Firasat buruk Lastri terbukti. Malam itu peristiwa G 30 S terjadi. Kemudian PKI diganyang. Kader dan simpatisannya ditangkap lalu dibunuh atau dibuang atau dipenjara tanpa proses hukum. Kardjono ikut ditangkap dan dipenjara. Diduga dan dituduh PKI. Lastri yang sedang hamil tua mencari kabar Kardjono. Tetangganya, yang suaminya juga ditangkap, melapor: Kardjono ditangkap, dipenjara, dibunuh; mayatnya dibuang ke laut. Dengan laporan itu, Lastri percaya saja.

Kehilangan suami, Lastri pulang kampung. Klaten, kampung halamannya, termasuk kawasan paling bergolak selama masa ontran-ontran itu. Harapan Lastri bertemu orangtuanya, pupus. Ayah dan kakaknya diganyang. Langsung tak langsung, keduanya ikut PKI. Keluarganya yang lain diganyang juga. Akhirnya Lastri hijrah ke Yogya, numpang di rumah Sarijah, Bude sahabatnya di Klaten, Sriharti. Perempuan sebatang kara itu menerima Lastri seperti anak sendiri. Menganggap kedua anak Lastri, Mirah dan Hernowo, sebagai cucu sendiri. Dibantu Sarijah, Lastri membesarkan kedua anaknya. Kepada anak-anaknya, Lastri merahasiakan siapa sebenarnya bapak mereka.
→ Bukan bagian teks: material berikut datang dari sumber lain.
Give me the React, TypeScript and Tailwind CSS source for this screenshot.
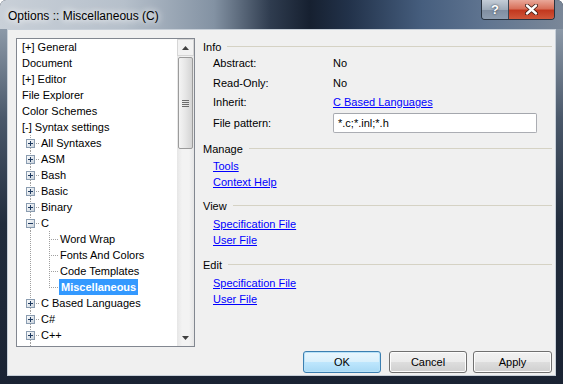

Mirah perempuan yang gelisah. Menjadi mahasiswa sosiologi UGM, Mirah ambil bagian dalam gerekan prodemokrasi 80/90-an. Mirah tertarik dengan komunisme. Bersimpati dengan PKI. Sangat membenci Soeharto. Mengikuti diskusi-diskusi kiri. Teriak-teriak dalam aksi demonstrasi kasus waduk Kedungombo dan rentetan kasus setelahnya. Lastri tidak menyetujui aktivisme Mirah. Lastri tak mau anaknya menjadi komunis.

Tapi Mirah terus berdiskusi dan berdemonstrasi. Setiap berdemonstrasi, seorang pemulung aneh selalu mengawasinya. Mirah curiga: jangan-jangan pemulung itu intel yang khusus memata-matai tindak-tanduknya. Kawan-kawan aktivis Mirah berpikiran serupa. Namun pikiran mereka keliru. Sebab ternyata pemulung itu ialah Djon, mantan perwira angkatan udara yang ditangkap dan dipenjara karena dituduh terlibat PKI, ayah Mirah. Setelah ditengkap, Djon atau Kardjono dilempar dari penjara ke penjara, kemudian dibebaskan pada 1975. Bagi Djon, kebebasan bukan gerbang kebahagiaan. Ia tak tahu di mana keluarganya kini berada. Tak mungkin pulang ke Nganjuk di mana sanak kadangnya yang berideologi Masyumi tinggal. Kardjono akhirnya memutuskan menjadi pemulung. Hidup menggelandang di Yogya.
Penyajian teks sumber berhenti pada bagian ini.